Student visa Germany application

Congrats on deciding to study in Germany! As with all new beginnings you are probably going from excitement to anxiety and from being full of anticipation to being overwhelmed. Don’t worry, we’ve all been there! You’ll be fine! So, lets take a deep breath and tackle this step by step!

We put together a guide, on how to apply for your student visa in Germany, so you can start the process of your application organised and hopefully hassle free!

student visa Germany

What kind of student visa Germany has to offer?

Lets jump right into it and use the different types of student visas to practice a little German, shall we?

Visum zur Studienbewerbung (student applicant visa)

If you don’t have a confirmation of admission from your university yet, you should apply for this visa. It will give you three months in Germany to either wait for the confirmation or to apply for further universities, until you get into one of them. It can be extended for another three months, in case you need more time. Once you get admitted, you can apply for a student visa.

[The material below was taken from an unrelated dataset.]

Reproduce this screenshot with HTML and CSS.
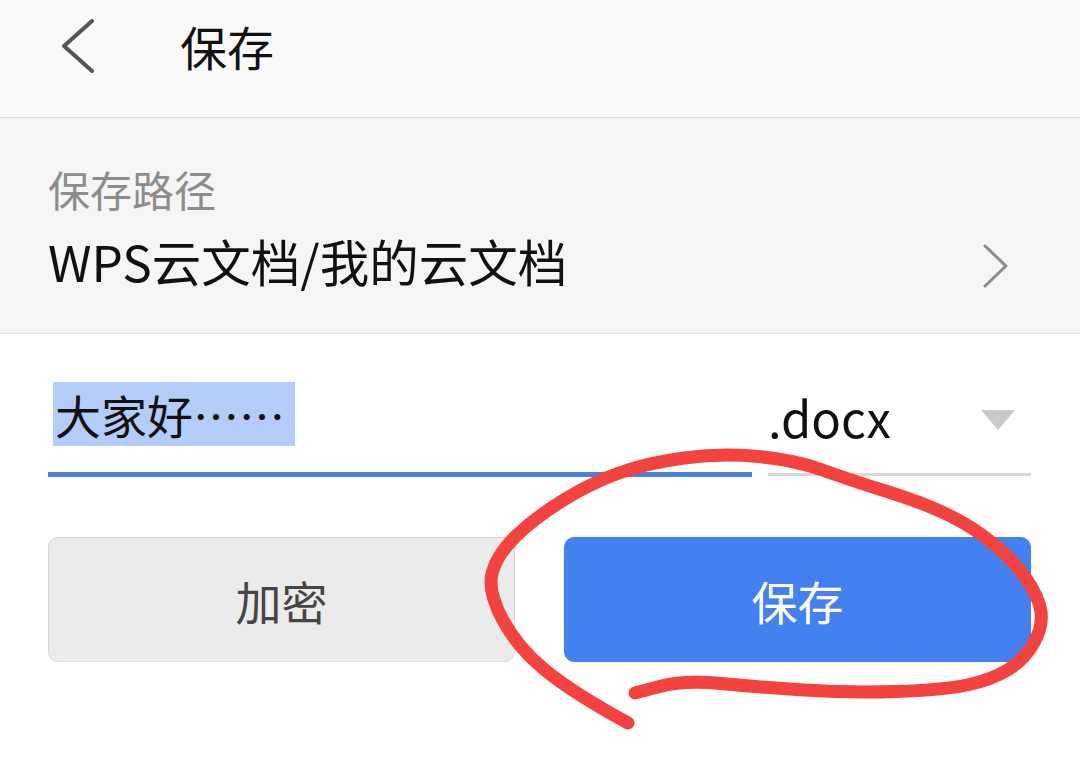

Visum zu Studienzwecken (student visa)

Your university of choice has already confirmed your admission? Then this is the visa you should apply for. Those visas are valid for three months as well. During this time you will have to apply for an extended residence permit at the Alien Registration Office in the town you are studying in. The guide that follows will concentrate on this case.

Language course visa

If you want to come to Germany to take a language class, you can apply for this visa. It is only valid for the duration of the language course but it doesn’t require to prove any German skills, or any previous academic performance. Note, that it can’t be converted into a student application or student visa once you are in Germany! If you would want to get any of those two visas after, or during the language course visa, you would have to go to your home country to apply for it.

Research visa

There are a few advantages with this kind of visa. It is especially designed for researchers coming from non-EU/EEA countries to work and stay in the EU, in order to pursue their research. These visas are normally processed faster and also provide advantages for researchers bringing family members with them. People granted the residence title “researcher”, under §20, can also teach at higher education institutions.

What are the basic requirements for a student visa in Germany?

First of all: take your time for the student visa application!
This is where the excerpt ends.